The new edition of Confrontations brought us back to the starting question: How to write history on the local ground? This time the question was addressed in the Polish context during an intensive week spend in Warsaw and Lodz, where several proposals were formulated. The opening seminar, hosted by the Zachęta National Gallery of Art in Warsaw, reflected upon some methodological issues concerning the writing of Eastern European art history which opened a series of “debates” surrounding the reading(s) of national histories from a comparative and transnational perspective.
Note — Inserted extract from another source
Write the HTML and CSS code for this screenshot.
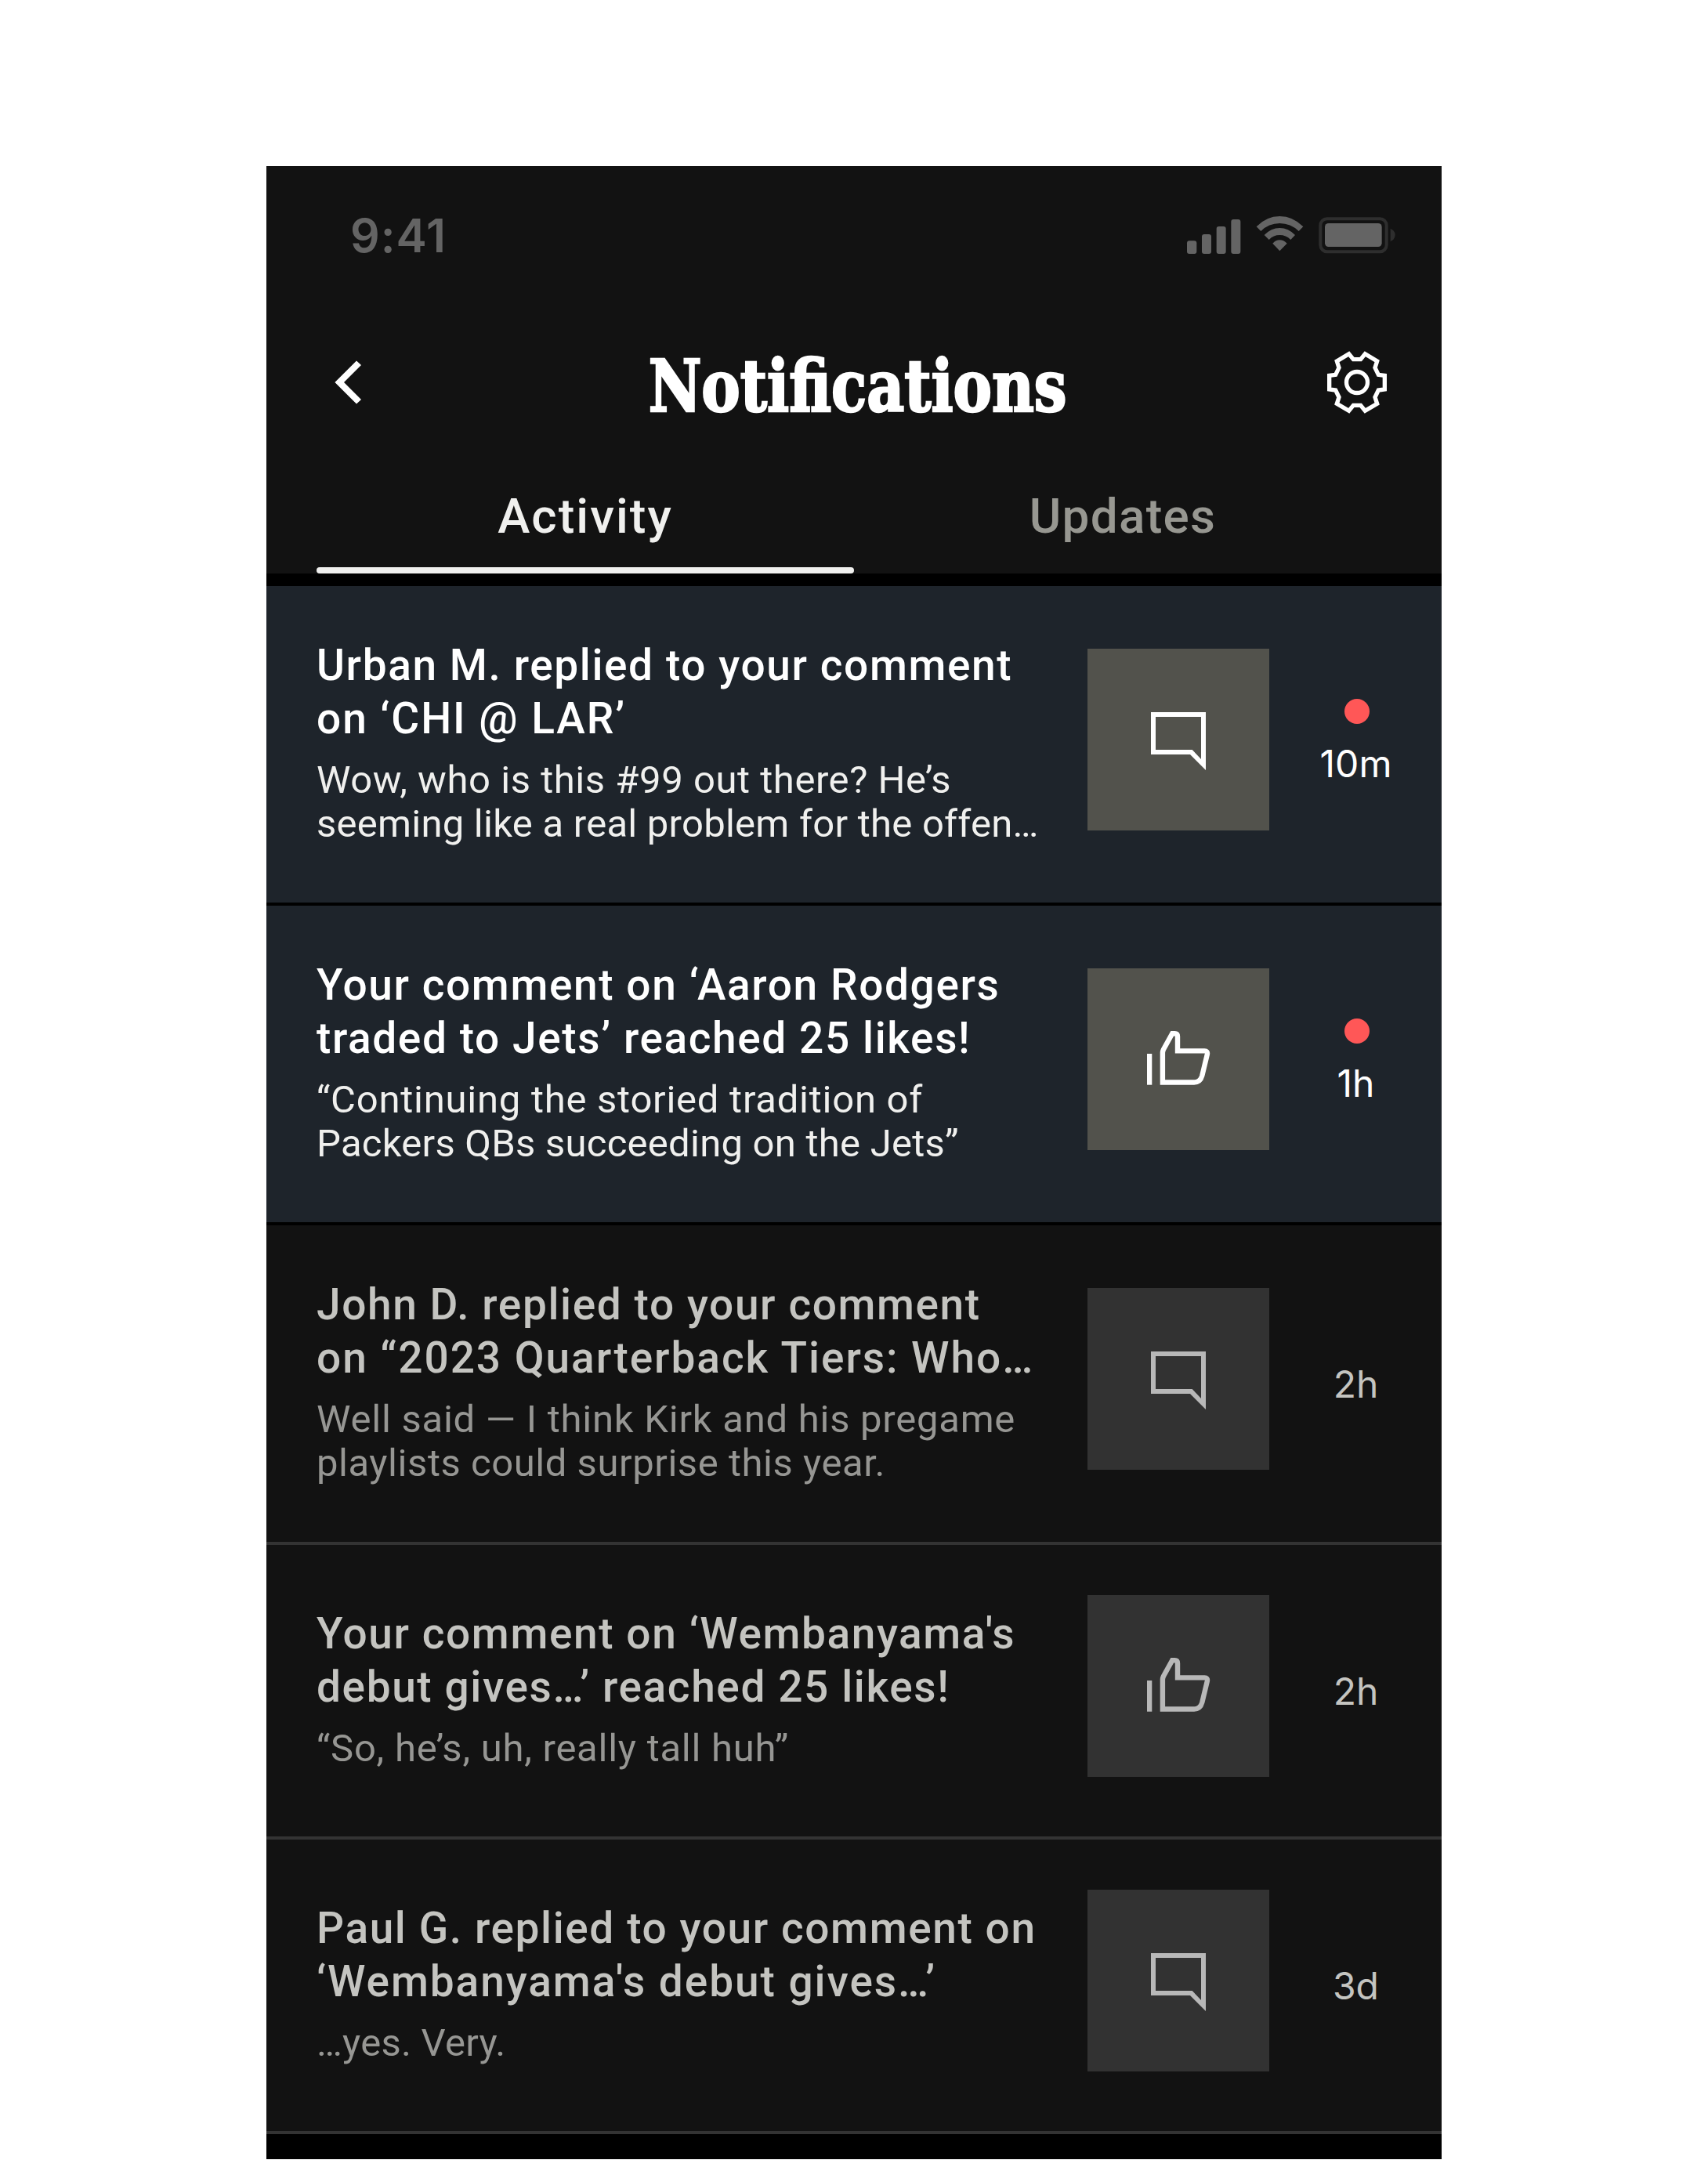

This challenging operation appears to be even more demanding to the local art historians since such methodology dismantles the need for a homogeneous master narrative, allowing minor narratives to interfere, to divert and sometimes to completely change our gaze upon well-known stories of the postwar art.The group seminar led by Maja and Reuben Fowkes focused on the problematic: What does it mean to have a comparative art history and how to write it? They proposed to start from an analysis of several statements written by the Polish art historian Piotr Piotrowski starting with the 90s, all pointing to the necessity of rethinking the framework for considering the historical object and its temporalities. This means to follow actively the interactions and means of transfer, to review the inscribed dichotomies of recent art histories by allowing, in a horizontal manner and spirit, to create new synapses between specific narratives, to enlarge the map by including not just the canonized western positions, but also to introduce other zone of exchanges, other poles, within the Eastern European region and beyond. The re-reading of Piotrowski’s texts reconfirmed some of our current concerns in the field of East European art history, but also unveiled some absences. It was evident when analyzing his arguments that several potentialities lay within, and that several doors opened.